In my hotel room, trying to mollify my angry tastebuds after a cheesecake the flavor and consistency of ice and a glass of distinctly un-port-like port, I make hot chocolate and listen to the seagulls. Two towels have been neatly folded on my bed, a chocolate resting on each, although I am sleeping alone tonight. There is wifi and a flatscreen television. The chalky taste of the hot chocolate is familiar, and the seagulls, too, remind me a little of my childhood, in the sense that I lived somewhere as a child where you might hear seagulls from time to time.

The problem is that everything is so earnest, and so earnestly awful. I like these seaside towns, I like the crumbling facades and the empty shops and the faded shutters and the ice cream aesthetic. But I like them in a very ambivalent way: I like them in the same way, maybe, that I like Geoff Dyer's recognition of his own deterioration.
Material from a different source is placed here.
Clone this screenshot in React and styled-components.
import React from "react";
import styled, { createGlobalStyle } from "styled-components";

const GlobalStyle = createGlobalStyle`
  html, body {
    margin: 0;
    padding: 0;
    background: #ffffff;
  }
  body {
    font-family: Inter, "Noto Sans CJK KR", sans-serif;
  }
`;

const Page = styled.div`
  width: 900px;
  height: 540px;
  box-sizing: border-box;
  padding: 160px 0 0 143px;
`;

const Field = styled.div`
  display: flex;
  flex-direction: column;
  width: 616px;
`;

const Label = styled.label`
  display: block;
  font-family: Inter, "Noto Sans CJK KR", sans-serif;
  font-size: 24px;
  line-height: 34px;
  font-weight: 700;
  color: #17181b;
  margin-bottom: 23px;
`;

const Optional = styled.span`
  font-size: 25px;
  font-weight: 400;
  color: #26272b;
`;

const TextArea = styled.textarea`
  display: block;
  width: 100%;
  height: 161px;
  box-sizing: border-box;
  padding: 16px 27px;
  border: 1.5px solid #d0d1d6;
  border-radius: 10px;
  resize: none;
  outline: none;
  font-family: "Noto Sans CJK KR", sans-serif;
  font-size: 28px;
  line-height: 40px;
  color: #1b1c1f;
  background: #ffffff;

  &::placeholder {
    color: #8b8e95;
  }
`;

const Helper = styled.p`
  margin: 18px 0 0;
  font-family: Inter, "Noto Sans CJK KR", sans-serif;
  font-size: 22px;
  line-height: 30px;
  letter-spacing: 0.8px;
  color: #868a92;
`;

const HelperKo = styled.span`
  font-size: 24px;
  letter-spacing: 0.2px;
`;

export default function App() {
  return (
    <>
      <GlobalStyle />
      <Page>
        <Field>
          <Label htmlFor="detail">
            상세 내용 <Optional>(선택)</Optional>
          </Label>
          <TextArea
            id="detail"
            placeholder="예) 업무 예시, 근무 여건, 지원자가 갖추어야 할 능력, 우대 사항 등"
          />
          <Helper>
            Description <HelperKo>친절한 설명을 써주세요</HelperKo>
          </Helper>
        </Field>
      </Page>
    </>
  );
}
And I'm as unfair on these places as we are on ourselves - affectionately, resentfully bemoaning our "bulbous noses", while the reality is, we're not so bad after all, we like ourselves really, we're just surprised, sometimes, by what we see, and in our surprise a little cruel.


So when I wake up the next morning it seems to me that maybe the places on the uncomfortable edge of nostalgia are only uncomfortable because they are - like certain ancient ruins - "too ruined". After breakfast (heavy pieces of wet white toast, sopping up the yellow egg yokes) we drive to a nearby village, from where we embark on a coastal walk which takes us up and down along the cliffs and affords us great views of the blueish sea and the purpleish sky and the green and brown place where the land begins, and I see that maybe the towns only look tired in comparison.